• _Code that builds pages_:
· · · · · · ·

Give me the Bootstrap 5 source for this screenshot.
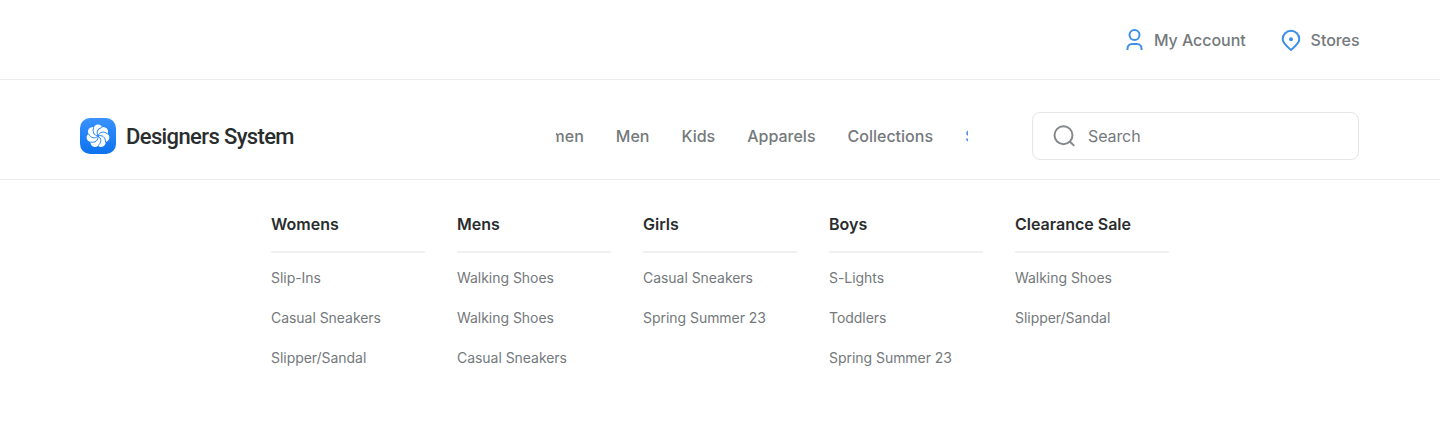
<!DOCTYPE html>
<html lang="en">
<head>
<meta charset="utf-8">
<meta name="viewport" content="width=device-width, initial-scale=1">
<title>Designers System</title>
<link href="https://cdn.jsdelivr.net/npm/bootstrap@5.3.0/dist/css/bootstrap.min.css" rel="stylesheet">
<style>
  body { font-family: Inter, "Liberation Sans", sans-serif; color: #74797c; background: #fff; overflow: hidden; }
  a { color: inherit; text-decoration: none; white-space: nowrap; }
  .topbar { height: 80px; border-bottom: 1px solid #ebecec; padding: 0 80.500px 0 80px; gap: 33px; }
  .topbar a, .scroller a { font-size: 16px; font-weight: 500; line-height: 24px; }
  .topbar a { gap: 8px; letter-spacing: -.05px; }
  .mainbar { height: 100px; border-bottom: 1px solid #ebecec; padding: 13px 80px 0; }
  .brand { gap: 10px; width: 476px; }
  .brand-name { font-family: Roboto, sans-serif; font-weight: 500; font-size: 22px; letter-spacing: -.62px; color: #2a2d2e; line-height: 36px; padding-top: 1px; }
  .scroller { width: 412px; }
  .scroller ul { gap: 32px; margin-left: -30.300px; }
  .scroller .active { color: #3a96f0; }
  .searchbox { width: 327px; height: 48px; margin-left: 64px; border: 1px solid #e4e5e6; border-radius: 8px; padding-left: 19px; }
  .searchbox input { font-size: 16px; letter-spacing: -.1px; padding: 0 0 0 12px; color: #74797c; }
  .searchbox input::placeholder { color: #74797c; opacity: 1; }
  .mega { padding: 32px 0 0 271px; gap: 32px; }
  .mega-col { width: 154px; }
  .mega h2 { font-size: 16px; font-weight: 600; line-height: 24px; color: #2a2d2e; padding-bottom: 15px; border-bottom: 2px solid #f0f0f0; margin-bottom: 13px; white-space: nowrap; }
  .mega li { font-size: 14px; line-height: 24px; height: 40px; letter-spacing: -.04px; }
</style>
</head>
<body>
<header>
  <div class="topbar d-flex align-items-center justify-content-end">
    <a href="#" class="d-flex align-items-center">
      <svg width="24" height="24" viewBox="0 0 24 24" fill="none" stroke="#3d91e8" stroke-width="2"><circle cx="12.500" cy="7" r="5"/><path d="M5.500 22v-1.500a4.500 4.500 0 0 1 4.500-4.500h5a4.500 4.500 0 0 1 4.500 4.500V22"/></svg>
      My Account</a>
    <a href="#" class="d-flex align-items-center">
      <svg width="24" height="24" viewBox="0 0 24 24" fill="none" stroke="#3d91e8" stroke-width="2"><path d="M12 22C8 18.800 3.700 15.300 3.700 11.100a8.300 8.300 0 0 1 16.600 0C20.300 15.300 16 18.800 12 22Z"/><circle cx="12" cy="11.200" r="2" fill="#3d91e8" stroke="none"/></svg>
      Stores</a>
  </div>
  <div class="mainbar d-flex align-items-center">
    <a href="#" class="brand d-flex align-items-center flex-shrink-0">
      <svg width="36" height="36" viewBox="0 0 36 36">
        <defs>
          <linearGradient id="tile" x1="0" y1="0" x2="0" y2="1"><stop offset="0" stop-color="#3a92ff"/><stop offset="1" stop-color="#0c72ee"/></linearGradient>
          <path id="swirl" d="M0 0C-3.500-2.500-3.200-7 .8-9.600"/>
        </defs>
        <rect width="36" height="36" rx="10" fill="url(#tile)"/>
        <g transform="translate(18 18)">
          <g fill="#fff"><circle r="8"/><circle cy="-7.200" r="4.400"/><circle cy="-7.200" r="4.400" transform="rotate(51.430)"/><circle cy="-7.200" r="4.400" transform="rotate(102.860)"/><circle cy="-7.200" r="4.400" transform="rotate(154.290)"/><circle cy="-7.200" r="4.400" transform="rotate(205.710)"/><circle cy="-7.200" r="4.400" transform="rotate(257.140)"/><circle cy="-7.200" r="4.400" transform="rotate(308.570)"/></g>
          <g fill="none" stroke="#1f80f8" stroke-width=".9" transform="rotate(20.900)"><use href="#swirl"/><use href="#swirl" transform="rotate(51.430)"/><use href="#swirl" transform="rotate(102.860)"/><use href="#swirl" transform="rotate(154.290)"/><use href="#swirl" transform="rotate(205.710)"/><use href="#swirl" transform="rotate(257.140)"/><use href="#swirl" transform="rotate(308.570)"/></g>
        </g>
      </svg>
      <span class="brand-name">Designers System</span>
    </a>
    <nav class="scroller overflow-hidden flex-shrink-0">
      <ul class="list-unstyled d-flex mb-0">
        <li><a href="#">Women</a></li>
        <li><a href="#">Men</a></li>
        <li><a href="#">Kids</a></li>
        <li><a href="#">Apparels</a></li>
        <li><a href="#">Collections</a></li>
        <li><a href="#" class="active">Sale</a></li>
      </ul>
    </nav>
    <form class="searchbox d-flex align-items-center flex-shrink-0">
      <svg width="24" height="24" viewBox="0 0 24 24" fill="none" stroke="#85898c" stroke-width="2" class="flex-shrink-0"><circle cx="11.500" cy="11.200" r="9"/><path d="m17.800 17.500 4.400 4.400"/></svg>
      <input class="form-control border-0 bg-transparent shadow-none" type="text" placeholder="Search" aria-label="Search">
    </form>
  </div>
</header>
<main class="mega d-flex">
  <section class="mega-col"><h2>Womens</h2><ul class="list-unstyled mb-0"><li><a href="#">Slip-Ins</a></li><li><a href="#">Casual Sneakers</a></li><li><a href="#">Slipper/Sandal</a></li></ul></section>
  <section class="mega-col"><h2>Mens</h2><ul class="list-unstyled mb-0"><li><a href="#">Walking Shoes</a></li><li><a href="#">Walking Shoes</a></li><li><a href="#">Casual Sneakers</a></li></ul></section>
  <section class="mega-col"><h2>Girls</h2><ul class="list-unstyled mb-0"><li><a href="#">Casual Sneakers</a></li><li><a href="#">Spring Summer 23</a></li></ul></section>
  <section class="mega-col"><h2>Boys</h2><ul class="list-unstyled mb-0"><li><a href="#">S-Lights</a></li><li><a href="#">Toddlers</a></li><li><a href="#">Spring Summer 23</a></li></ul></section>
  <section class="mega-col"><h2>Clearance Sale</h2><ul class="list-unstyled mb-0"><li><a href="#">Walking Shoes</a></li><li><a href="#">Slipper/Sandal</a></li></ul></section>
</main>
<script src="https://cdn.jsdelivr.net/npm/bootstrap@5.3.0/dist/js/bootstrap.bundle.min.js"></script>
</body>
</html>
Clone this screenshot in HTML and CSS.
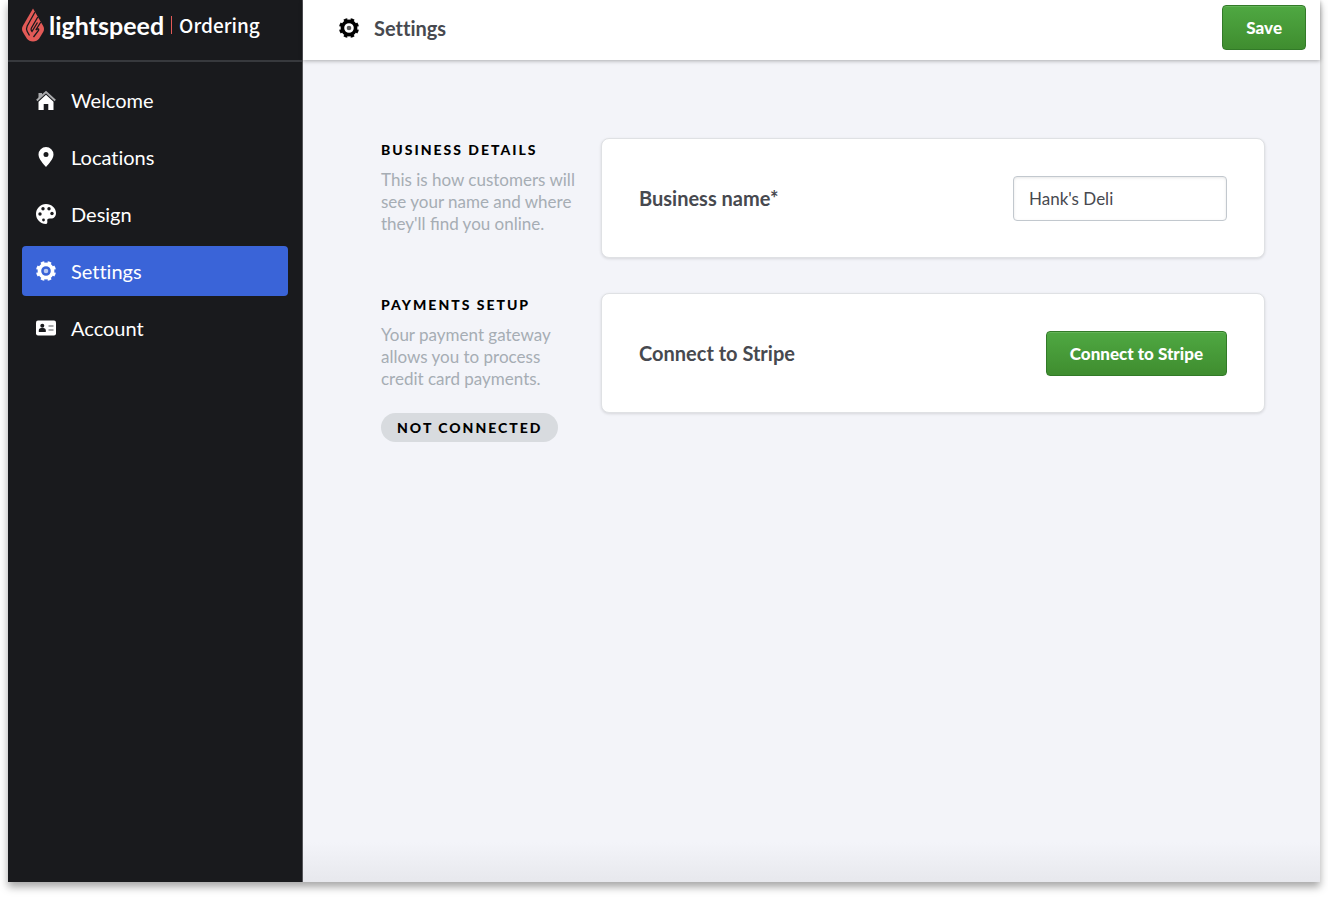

· · · · · · ·

• _WHAT YOU ARE ASKED TO DO_: Restate the whole listing above exactly, except for its images.

• _CORRECT RESPONSE_:
Give me the Bootstrap 5 source for this screenshot.
<!DOCTYPE html>
<html lang="en">
<head>
<meta charset="utf-8">
<meta name="viewport" content="width=device-width, initial-scale=1">
<title>Designers System</title>
<link href="https://cdn.jsdelivr.net/npm/bootstrap@5.3.0/dist/css/bootstrap.min.css" rel="stylesheet">
<style>
  body { font-family: Inter, "Liberation Sans", sans-serif; color: #74797c; background: #fff; overflow: hidden; }
  a { color: inherit; text-decoration: none; white-space: nowrap; }
  .topbar { height: 80px; border-bottom: 1px solid #ebecec; padding: 0 80.500px 0 80px; gap: 33px; }
  .topbar a, .scroller a { font-size: 16px; font-weight: 500; line-height: 24px; }
  .topbar a { gap: 8px; letter-spacing: -.05px; }
  .mainbar { height: 100px; border-bottom: 1px solid #ebecec; padding: 13px 80px 0; }
  .brand { gap: 10px; width: 476px; }
  .brand-name { font-family: Roboto, sans-serif; font-weight: 500; font-size: 22px; letter-spacing: -.62px; color: #2a2d2e; line-height: 36px; padding-top: 1px; }
  .scroller { width: 412px; }
  .scroller ul { gap: 32px; margin-left: -30.300px; }
  .scroller .active { color: #3a96f0; }
  .searchbox { width: 327px; height: 48px; margin-left: 64px; border: 1px solid #e4e5e6; border-radius: 8px; padding-left: 19px; }
  .searchbox input { font-size: 16px; letter-spacing: -.1px; padding: 0 0 0 12px; color: #74797c; }
  .searchbox input::placeholder { color: #74797c; opacity: 1; }
  .mega { padding: 32px 0 0 271px; gap: 32px; }
  .mega-col { width: 154px; }
  .mega h2 { font-size: 16px; font-weight: 600; line-height: 24px; color: #2a2d2e; padding-bottom: 15px; border-bottom: 2px solid #f0f0f0; margin-bottom: 13px; white-space: nowrap; }
  .mega li { font-size: 14px; line-height: 24px; height: 40px; letter-spacing: -.04px; }
</style>
</head>
<body>
<header>
  <div class="topbar d-flex align-items-center justify-content-end">
    <a href="#" class="d-flex align-items-center">
      <svg width="24" height="24" viewBox="0 0 24 24" fill="none" stroke="#3d91e8" stroke-width="2"><circle cx="12.500" cy="7" r="5"/><path d="M5.500 22v-1.500a4.500 4.500 0 0 1 4.500-4.500h5a4.500 4.500 0 0 1 4.500 4.500V22"/></svg>
      My Account</a>
    <a href="#" class="d-flex align-items-center">
      <svg width="24" height="24" viewBox="0 0 24 24" fill="none" stroke="#3d91e8" stroke-width="2"><path d="M12 22C8 18.800 3.700 15.300 3.700 11.100a8.300 8.300 0 0 1 16.600 0C20.300 15.300 16 18.800 12 22Z"/><circle cx="12" cy="11.200" r="2" fill="#3d91e8" stroke="none"/></svg>
      Stores</a>
  </div>
  <div class="mainbar d-flex align-items-center">
    <a href="#" class="brand d-flex align-items-center flex-shrink-0">
      <svg width="36" height="36" viewBox="0 0 36 36">
        <defs>
          <linearGradient id="tile" x1="0" y1="0" x2="0" y2="1"><stop offset="0" stop-color="#3a92ff"/><stop offset="1" stop-color="#0c72ee"/></linearGradient>
          <path id="swirl" d="M0 0C-3.500-2.500-3.200-7 .8-9.600"/>
        </defs>
        <rect width="36" height="36" rx="10" fill="url(#tile)"/>
        <g transform="translate(18 18)">
          <g fill="#fff"><circle r="8"/><circle cy="-7.200" r="4.400"/><circle cy="-7.200" r="4.400" transform="rotate(51.430)"/><circle cy="-7.200" r="4.400" transform="rotate(102.860)"/><circle cy="-7.200" r="4.400" transform="rotate(154.290)"/><circle cy="-7.200" r="4.400" transform="rotate(205.710)"/><circle cy="-7.200" r="4.400" transform="rotate(257.140)"/><circle cy="-7.200" r="4.400" transform="rotate(308.570)"/></g>
          <g fill="none" stroke="#1f80f8" stroke-width=".9" transform="rotate(20.900)"><use href="#swirl"/><use href="#swirl" transform="rotate(51.430)"/><use href="#swirl" transform="rotate(102.860)"/><use href="#swirl" transform="rotate(154.290)"/><use href="#swirl" transform="rotate(205.710)"/><use href="#swirl" transform="rotate(257.140)"/><use href="#swirl" transform="rotate(308.570)"/></g>
        </g>
      </svg>
      <span class="brand-name">Designers System</span>
    </a>
    <nav class="scroller overflow-hidden flex-shrink-0">
      <ul class="list-unstyled d-flex mb-0">
        <li><a href="#">Women</a></li>
        <li><a href="#">Men</a></li>
        <li><a href="#">Kids</a></li>
        <li><a href="#">Apparels</a></li>
        <li><a href="#">Collections</a></li>
        <li><a href="#" class="active">Sale</a></li>
      </ul>
    </nav>
    <form class="searchbox d-flex align-items-center flex-shrink-0">
      <svg width="24" height="24" viewBox="0 0 24 24" fill="none" stroke="#85898c" stroke-width="2" class="flex-shrink-0"><circle cx="11.500" cy="11.200" r="9"/><path d="m17.800 17.500 4.400 4.400"/></svg>
      <input class="form-control border-0 bg-transparent shadow-none" type="text" placeholder="Search" aria-label="Search">
    </form>
  </div>
</header>
<main class="mega d-flex">
  <section class="mega-col"><h2>Womens</h2><ul class="list-unstyled mb-0"><li><a href="#">Slip-Ins</a></li><li><a href="#">Casual Sneakers</a></li><li><a href="#">Slipper/Sandal</a></li></ul></section>
  <section class="mega-col"><h2>Mens</h2><ul class="list-unstyled mb-0"><li><a href="#">Walking Shoes</a></li><li><a href="#">Walking Shoes</a></li><li><a href="#">Casual Sneakers</a></li></ul></section>
  <section class="mega-col"><h2>Girls</h2><ul class="list-unstyled mb-0"><li><a href="#">Casual Sneakers</a></li><li><a href="#">Spring Summer 23</a></li></ul></section>
  <section class="mega-col"><h2>Boys</h2><ul class="list-unstyled mb-0"><li><a href="#">S-Lights</a></li><li><a href="#">Toddlers</a></li><li><a href="#">Spring Summer 23</a></li></ul></section>
  <section class="mega-col"><h2>Clearance Sale</h2><ul class="list-unstyled mb-0"><li><a href="#">Walking Shoes</a></li><li><a href="#">Slipper/Sandal</a></li></ul></section>
</main>
<script src="https://cdn.jsdelivr.net/npm/bootstrap@5.3.0/dist/js/bootstrap.bundle.min.js"></script>
</body>
</html>
Clone this screenshot in HTML and CSS.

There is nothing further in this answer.